I am looking at some code and have a couple ( few ) questions

1) What does CDQ do?
2) What does IDIV ECX do?

These are my main problems. Also does anybody know of a good resource that you can search for an explanation of a opcode?

I haven't tried searching the board or google ... yet, I just thought that searching for these would just bring up more confusing code.

Thanks for any help,
gorshing
Posted on 2002-07-09 10:43:46 by gorshing
CDQ - Convert Double to Quad (386+)
Usage: CDQ
Modifies flags: None
Converts signed DWORD in EAX to a signed quad word in EDX:EAX by extending the high order bit of EAX throughout EDX
-----
IDIV - Signed Integer Division
Usage: IDIV src
Modifies flags: (AF,CF,OF,PF,SF,ZF undefined)
Signed binary division of accumulator by source. If source is a byte value, AX is divided by "src" and the quotient is stored in AL and the remainder in AH. If source is a word value, DX:AX is divided by "src", and the quotient is stored in AL and the remainder in DX.
Posted on 2002-07-09 10:50:27 by NervGaz
And for (I)DIV, if src is a DWORD (as it world be using ECX), the 64 bit value in EDX:EAX is divided by src, with the quotient placed in EAX and the remainder in EDX.

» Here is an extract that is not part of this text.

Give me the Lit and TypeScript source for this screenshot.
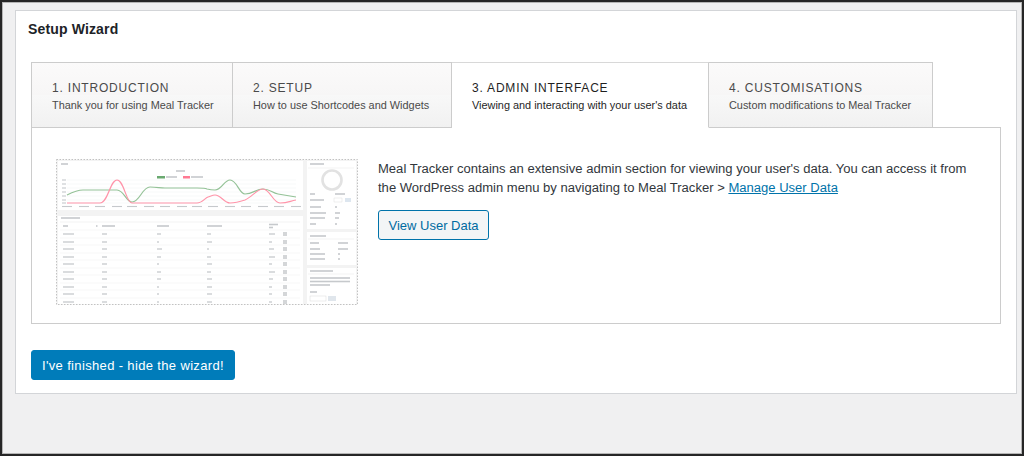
import { LitElement, html, css, svg } from "lit";
import { customElement } from "lit/decorators.js";

const tabs = [
  { t: "1. Introduction", s: "Thank you for using Meal Tracker", w: 202 },
  { t: "2. Setup", s: "How to use Shortcodes and Widgets", w: 219 },
  { t: "3. Admin Interface", s: "Viewing and interacting with your user's data", w: 257, active: true },
  { t: "4. Customisations", s: "Custom modifications to Meal Tracker", w: 224 },
];

const green = "M67 195 C75 191 78 190 83 190 C95 190 105 190 117 190 C124 190 126 202 132 202 C140 202 142 187 150 187 C157 187 160 188 165 188 L183 188 L197 188 C203 188 205 188 207 189 C211 190 213 190 215 190 C222 190 224 180 230 180 C237 180 239 194 245 194 C253 194 256 189 263 189 C270 189 272 193 278 194 L296 197";
const pink = "M67 203 L100 203 C108 203 110 180 117 180 C124 180 126 203 132 203 L197 203 C202 203 205 198 208 197 C211 196 213 195 215 195 C221 195 224 203 230 203 C236 203 239 202 245 200 C252 197 257 189 263 189 C270 189 273 203 280 203 C288 203 290 201 296 200";

const rowYs = [234, 242, 249, 257, 264, 272, 279, 287, 294, 302];
const cols: [number, number[]][] = [
  [63, [11, 11, 11, 11, 11, 11, 11, 11, 11, 11]],
  [102, [5, 5, 5, 5, 5, 5, 5, 5, 5, 5]],
  [157, [4, 2, 5, 4, 2, 4, 4, 2, 2, 2]],
  [207, [4, 5, 2, 4, 5, 4, 5, 5, 5, 5]],
  [269, [6, 3, 5, 6, 3, 6, 4, 3, 3, 3]],
];
const bar = (x: number, y: number, w: number, h = 1.6, c = "#c6c9cc") =>
  svg`<rect x=${x} y=${y - h / 2} width=${w} height=${h} fill=${c}></rect>`;

const shot = svg`
  <svg class="shot" viewBox="56 159 302 146" width="302" height="146" role="img" aria-label="Admin screen preview">
    <defs><filter id="b" x="-5%" y="-5%" width="110%" height="110%"><feGaussianBlur stdDeviation="0.6"></feGaussianBlur></filter></defs>
    <rect x="56.5" y="159.5" width="301" height="145" fill="#f3f3f3" stroke="#c2c2c2" stroke-dasharray="1.5 1.5"></rect>
    <g filter="url(#b)">
      <rect x="58" y="161" width="245" height="49" fill="#fff"></rect>
      <rect x="58" y="216" width="245" height="88" fill="#fff"></rect>
      <rect x="307" y="161" width="49" height="68" fill="#fff"></rect>
      <rect x="307" y="232" width="49" height="33" fill="#fff"></rect>
      <rect x="307" y="268" width="49" height="36" fill="#fff"></rect>
      ${bar(61, 164, 7)}
      ${bar(176, 171, 9)}
      <rect x="157" y="176" width="8" height="2.5" fill="#6aa96f"></rect>${bar(166, 177, 11)}
      <rect x="183" y="176" width="7" height="2.5" fill="#ff7a93"></rect>${bar(191, 177, 12)}
      ${[180, 184, 188, 192, 196, 200, 203].map((y) => bar(67, y, 229, 0.4, "#eceef0"))}
      ${[180, 184, 188, 192, 196, 200, 203].map((y) => bar(62, y, 4, 1.1))}
      ${[67, 84, 100, 117, 132, 149, 165, 182, 197, 213, 230, 246, 263, 279, 296].map((x) => bar(x - 5, 206.5, 10, 1.1))}
      <path d=${green} fill="none" stroke="#94c297" stroke-width="1.2"></path>
      <path d=${pink} fill="none" stroke="#ff94a9" stroke-width="1.2"></path>
      ${bar(61, 218, 19)}
      ${bar(60, 222, 240, 0.5, "#e8e8e8")}
      ${bar(63, 226, 5)}${bar(96, 226, 1.5)}${bar(102, 226, 13)}${bar(157, 226, 12)}${bar(207, 226, 15)}${bar(269, 224.5, 9)}${bar(269, 227.5, 4)}
      ${rowYs.map((y) => bar(60, y - 4, 240, 0.5, "#eeeeee"))}
      ${cols.map(([x, ws]) => rowYs.map((y, i) => bar(x, y, ws[i], 1.3)))}
      ${rowYs.map((y) => svg`<rect x="283" y=${y - 2} width="4" height="4" fill="#d4d6d8"></rect>`)}
      ${bar(310, 164, 14)}
      ${bar(308, 168, 46, 0.5, "#e8e8e8")}
      <circle cx="332" cy="180" r="9.5" fill="none" stroke="#e2e2e2" stroke-width="2.6"></circle>
      ${[194, 200, 207, 213, 218, 224].map((y, i) => bar(310, y, [5, 14, 11, 16, 15, 6][i]))}
      ${[194, 207, 213, 218, 224].map((y, i) => bar(335, y, [10, 2, 5, 4, 2][i]))}
      <rect x="334" y="198" width="8" height="4" fill="#fff" stroke="#d8d8d8" stroke-width="0.4"></rect>
      <rect x="345" y="198" width="6" height="4" fill="#dde6ef"></rect>
      ${bar(310, 236, 16)}
      ${bar(308, 239, 46, 0.5, "#e8e8e8")}
      ${[243, 249, 254, 259].map((y, i) => bar(310, y, [9, 10, 15, 15][i]))}
      ${[243, 249, 254, 259].map((y, i) => bar(338, y, [10, 10, 2, 2][i]))}
      ${bar(310, 271, 23)}
      ${bar(308, 274, 46, 0.5, "#e8e8e8")}
      ${[278, 281.5, 285].map((y, i) => bar(310, y, [40, 40, 20][i]))}
      ${bar(310, 292, 7)}
      <rect x="310" y="296" width="16" height="5" fill="#fff" stroke="#d0d0d0" stroke-width="0.4"></rect>
      <rect x="328" y="296" width="8" height="5" fill="#e0e6ec"></rect>
    </g>
  </svg>`;

@customElement("app-root")
export class AppRoot extends LitElement {
  static styles = css`
    :host {
      display: block;
      width: 1024px;
      height: 456px;
      font-family: "Liberation Sans", Arial, sans-serif;
    }
    .frame {
      box-sizing: border-box;
      width: 1024px;
      height: 456px;
      padding: 8px 5px 0 13px;
      background: #f0f0f1;
      border: 2px solid #262626;
      box-shadow: inset 0 0 0 1px #b5b5b5;
    }
    .panel {
      box-sizing: border-box;
      height: 384px;
      padding: 0 15px 0 12px;
      background: #fff;
      border: 1px solid #d3d5d8;
    }
    h1 {
      margin: 0;
      padding: 9px 0 0;
      height: 41px;
      box-sizing: border-box;
      font-size: 14px;
      line-height: 18px;
      font-weight: 700;
      letter-spacing: 0.15px;
      color: #1d2327;
    }
    .tabs {
      display: flex;
      margin: 10px 0 -1px 3px;
    }
    .tab {
      box-sizing: border-box;
      height: 66px;
      padding: 17px 0 0 20px;
      border: 1px solid #ccc;
      border-left-width: 0;
      background: linear-gradient(#fbfafa, #f7f6f6 50%, #f8f8f8 50%, #f1f1f1);
      color: #4a4a4a;
      white-space: nowrap;
    }
    .tab:first-child {
      border-left-width: 1px;
    }
    .tab.active {
      position: relative;
      background: #fff;
      border-bottom-color: #fff;
      border-top-color: #d8d8d8;
      border-right-color: #ccc;
      color: #1f1f1f;
    }
    .t {
      font-size: 12px;
      line-height: 16px;
      letter-spacing: 0.8px;
      text-transform: uppercase;
    }
    .s {
      margin-top: 1px;
      font-size: 10.9px;
      line-height: 16px;
    }
    .content {
      box-sizing: border-box;
      display: flex;
      gap: 20px;
      width: 970px;
      height: 197px;
      margin-left: 3px;
      padding: 31px 24px 0;
      border: 1px solid #ccc;
    }
    .shot {
      display: block;
      flex: none;
    }
    .body {
      padding-top: 1px;
      color: #32373c;
    }
    p {
      margin: 0;
      font-size: 13.05px;
      line-height: 18.5px;
    }
    a {
      color: #0073aa;
      text-decoration: underline;
    }
    .btn {
      display: inline-block;
      box-sizing: border-box;
      font-family: inherit;
      border-radius: 3px;
      cursor: pointer;
    }
    .secondary {
      margin: 13px 0 0;
      width: 111px;
      height: 30px;
      padding: 0;
      font-size: 13px;
      background: #f3f5f6;
      border: 1px solid #0073aa;
      color: #006ba1;
    }
    .primary {
      display: block;
      margin: 26px 0 0 3px;
      width: 204px;
      height: 30px;
      padding: 0;
      font-size: 13px;
      letter-spacing: 0.35px;
      background: #007cba;
      border: 1px solid #007cba;
      color: #fff;
    }
  `;

  render() {
    return html`
      <div class="frame">
        <section class="panel">
          <h1>Setup Wizard</h1>
          <div class="tabs">
            ${tabs.map(
              (t) => html`<div class="tab ${t.active ? "active" : ""}" style="width:${t.w}px">
                <div class="t">${t.t}</div>
                <div class="s">${t.s}</div>
              </div>`
            )}
          </div>
          <div class="content">
            ${shot}
            <div class="body">
              <p>
                Meal Tracker contains an extensive admin section for viewing your user's data. You can access it from
                the WordPress admin menu by navigating to Meal Tracker &gt; <a href="#">Manage User Data</a>
              </p>
              <button class="btn secondary">View User Data</button>
            </div>
          </div>
          <button class="btn primary">I've finished - hide the wizard!</button>
        </section>
      </div>
    `;
  }
}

MASM32 comes with a quick opcode ref. Otherwise, tons of info on the Intel site. :)
Posted on 2002-07-09 17:47:50 by S/390
1 lea esi, offset name ; name is "chad"
2 movsx eax, byte ptr ; ebx is a counter( 0 the first time through ), so looking at c first
3 cdq
4 idiv ecx ; contains 0Ah

So the cdq statement puts all zero's in EDX, correct? Since 'c' is only 63h, it wouldn't be signed

If I am just messing around with characters, nothing binary, hy mess with all these signed opcodes? Isn't positive numbers most significant bit 0 and negitive numbers most significant bit 1 ( granted that the number is within the range, since 63h fits within the 32bit range it's most significant bit is 0 )

So if I divide by 0Ah, then 63h( 'c' ) / Ah, that would put 9 in eax and 9 in edx -- 99/10

I'm looking at somebody elses code and these are the only statements that are confusing me. :(

Thanks again,
gorshing

PS - I apologize for taking baby steps, but I have having a hard time with this, thanks
Posted on 2002-07-10 11:36:21 by gorshing
So the cdq statement puts all zero's in EDX, correct? Since 'c' is only 63h, it wouldn't be signed
Yes, if it's sign it will be 0FFFFFFFFh.
So if I divide by 0Ah, then 63h( 'c' ) / Ah, that would put 9 in eax and 9 in edx -- 99/10
Yep.

Instead of using cdq you can use sar edx, 1Fh since on some "older cpus" cdq is slow.
mov edx, eax

sar edx, 1Fh
Also it's a rule to use cdq or sar when using idiv and use xor edx, edx for div.